Propagation-Based X-Ray Phase Contrast Computed Tomography with the Multislice Approximation and Automatic Differentiation

Abstract
Purpose

Propagation-based X-ray phase contrast computed tomography (PB-XPCT) reconstructs the complex index of refraction whose real part, responsible for the phase shifting of x-rays, is known to differ more among soft tissues than the imaginary part, responsible for the usual attenuation of x-rays. Reconstruction for PB-XPCT typically relies on the projection approximation (PA) model that is only valid for relatively thin samples. Instead, we investigate gains in image quality using a multislice (MS) model made computationally feasible with automatic differentiation (AD).

Methods

We implemented both models in Chromatix, which includes AD natively. We then simulated monochromatic XPC-CT data at 10 keV using MS for a computational phantom consisting of bone inserts in a tissue cylinder under low and high Poisson noise and at three voxel sizes (0.5 µm, 0.25 µm, and 0.1 µm with phantom thicknesses 32 µm, 16 µm, and 6.4 µm, respectively). We implemented iterative reconstructions for both models in Optax, with total variation regularization terms for both the real component of the refractive index (i.e., phase images) and the imaginary component (i.e., attenuation images). The regularization weights were tuned via a parameter search.
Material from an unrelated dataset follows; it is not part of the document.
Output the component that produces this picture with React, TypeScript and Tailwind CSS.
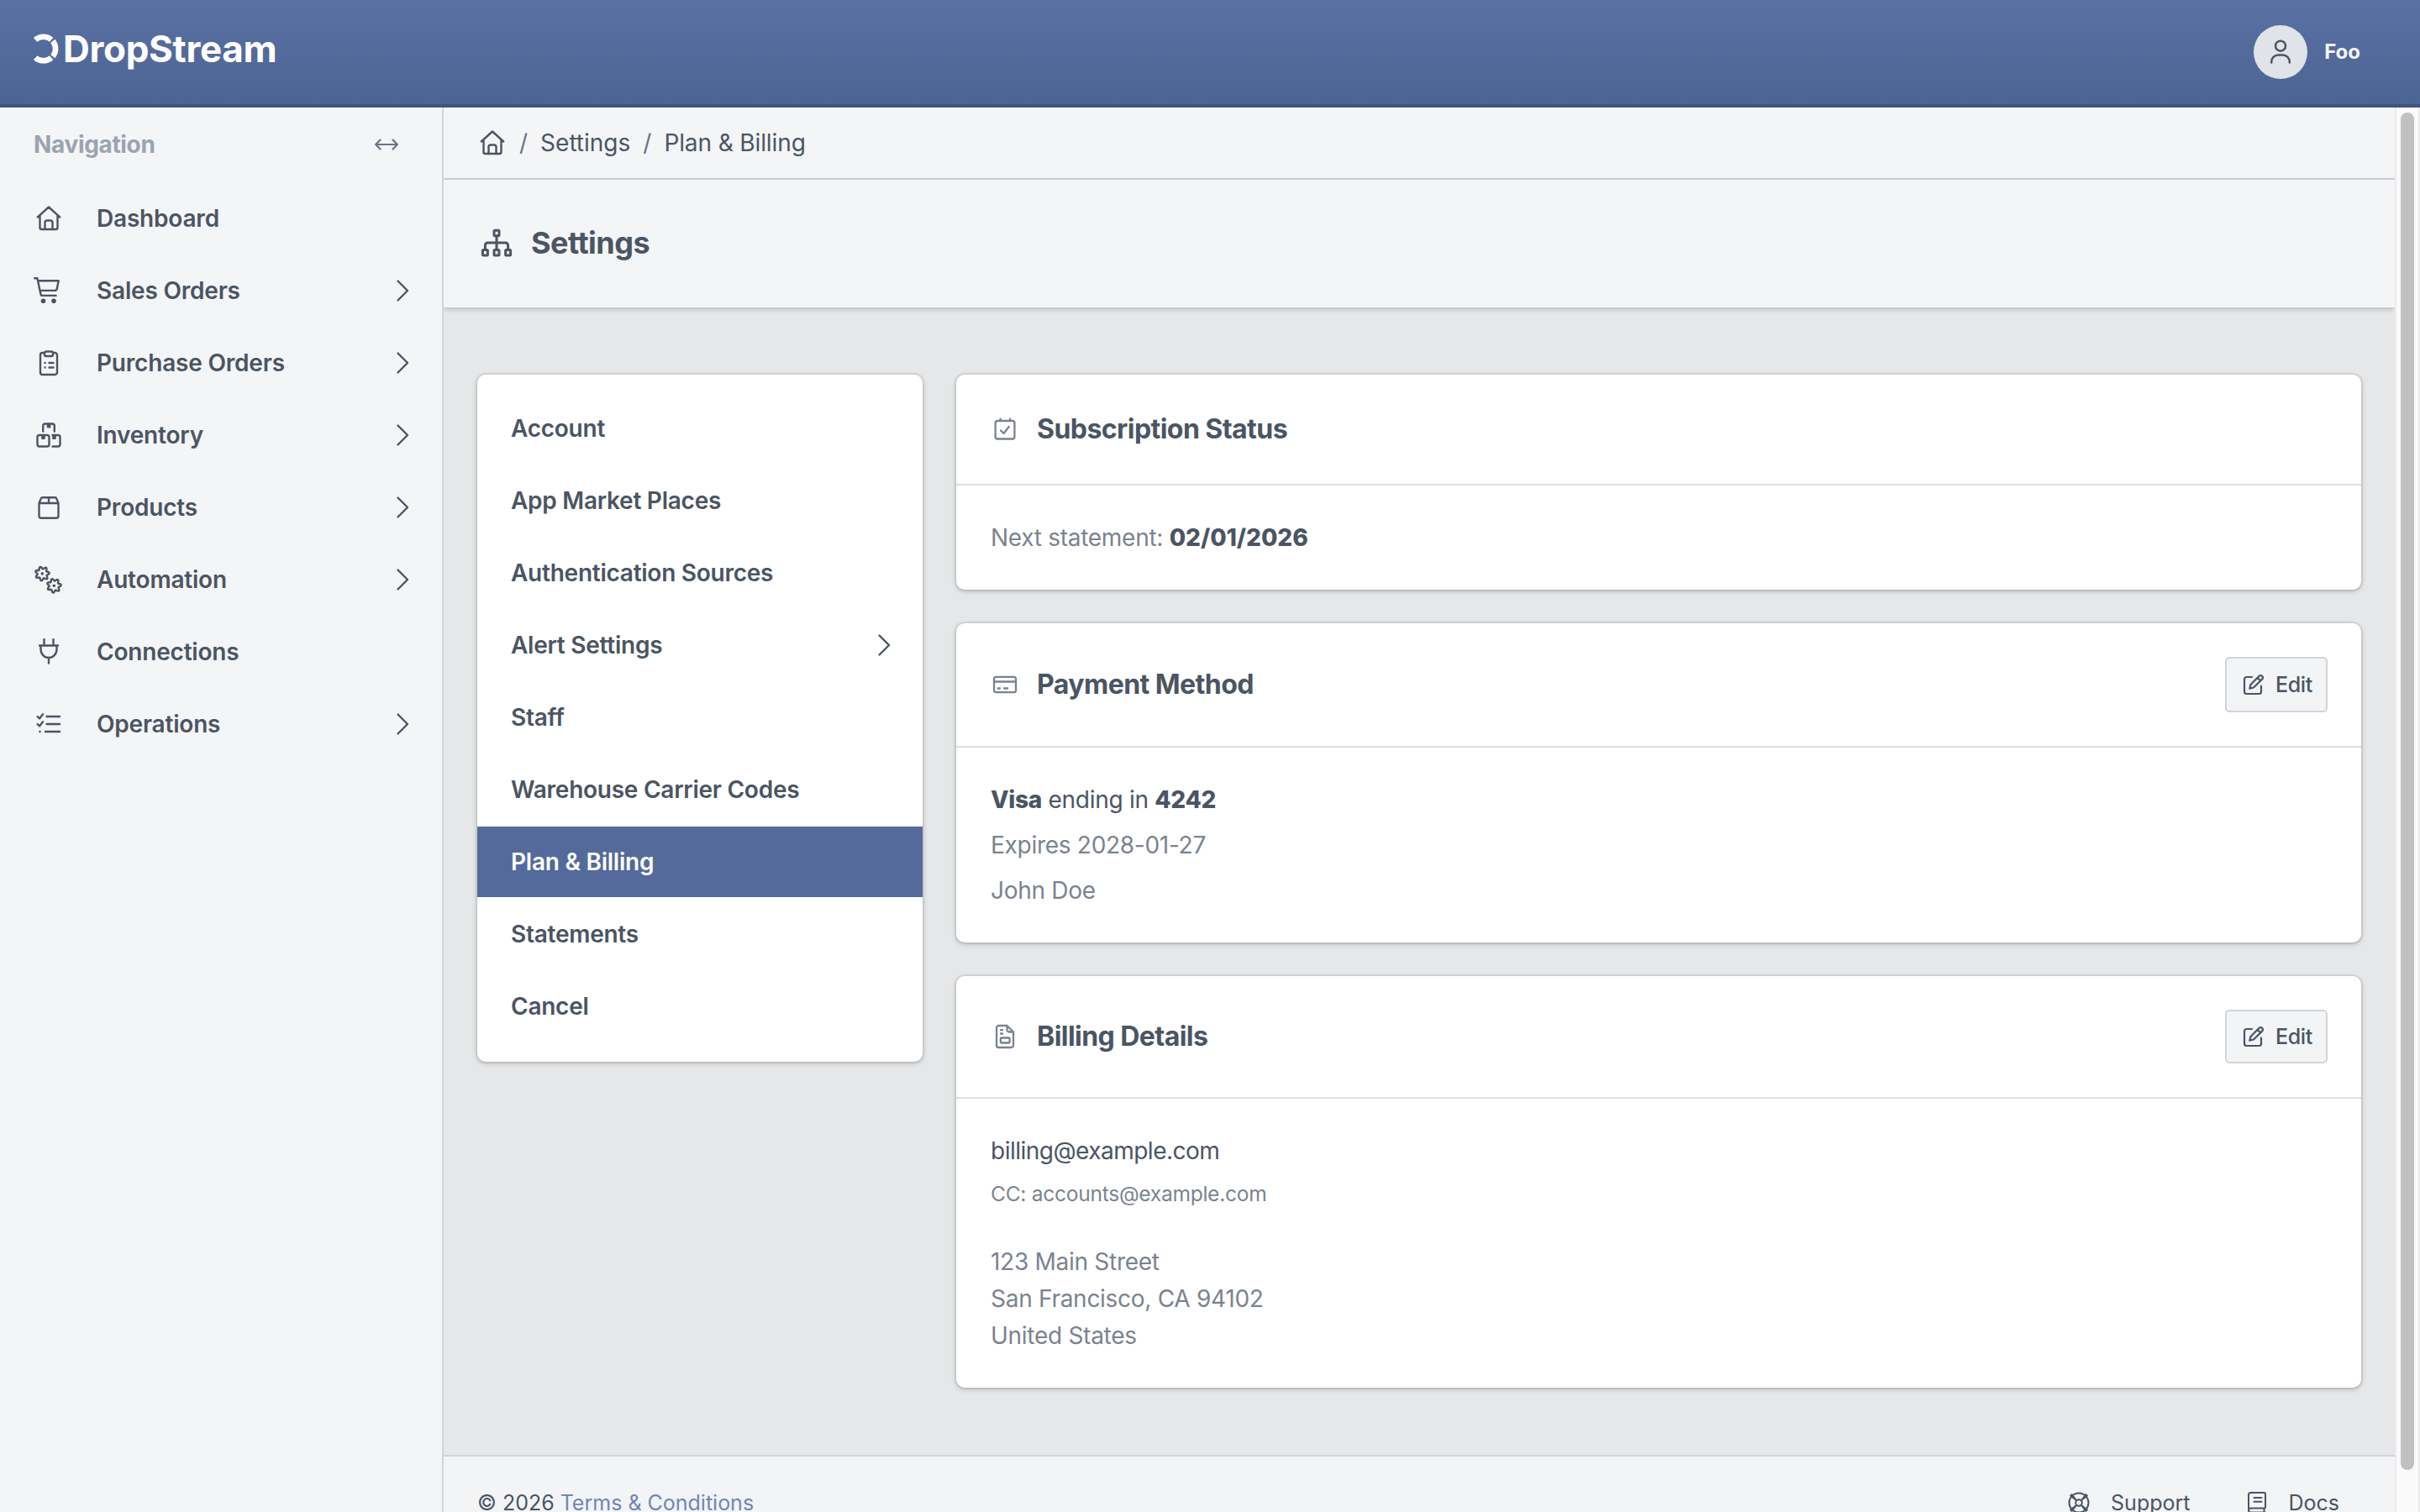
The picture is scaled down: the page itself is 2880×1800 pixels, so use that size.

We assessed the reconstructed phase and attenuation images using total root mean square error (RMSE), material accuracy, and signal to noise ratios (SNR).

Results

At all voxel sizes, MS gave phase images with lower RMSEs (e.g. 1.69x10-8 and 3.31x10-8, respectively, with 0.1 µm voxels at low noise), closer agreement to ground truth, and better SNRs relative to PA at both noise levels. Geometrically accurate attenuation reconstructions were only obtainable at low noise, where MS likewise produced images with superior RMSEs, material agreements, and SNRs.

Conclusion

Our findings suggest that using MS in iterative reconstruction of PB-XPCI data results in a measurable improvement in image quality against PA in the regime of voxel sizes explored.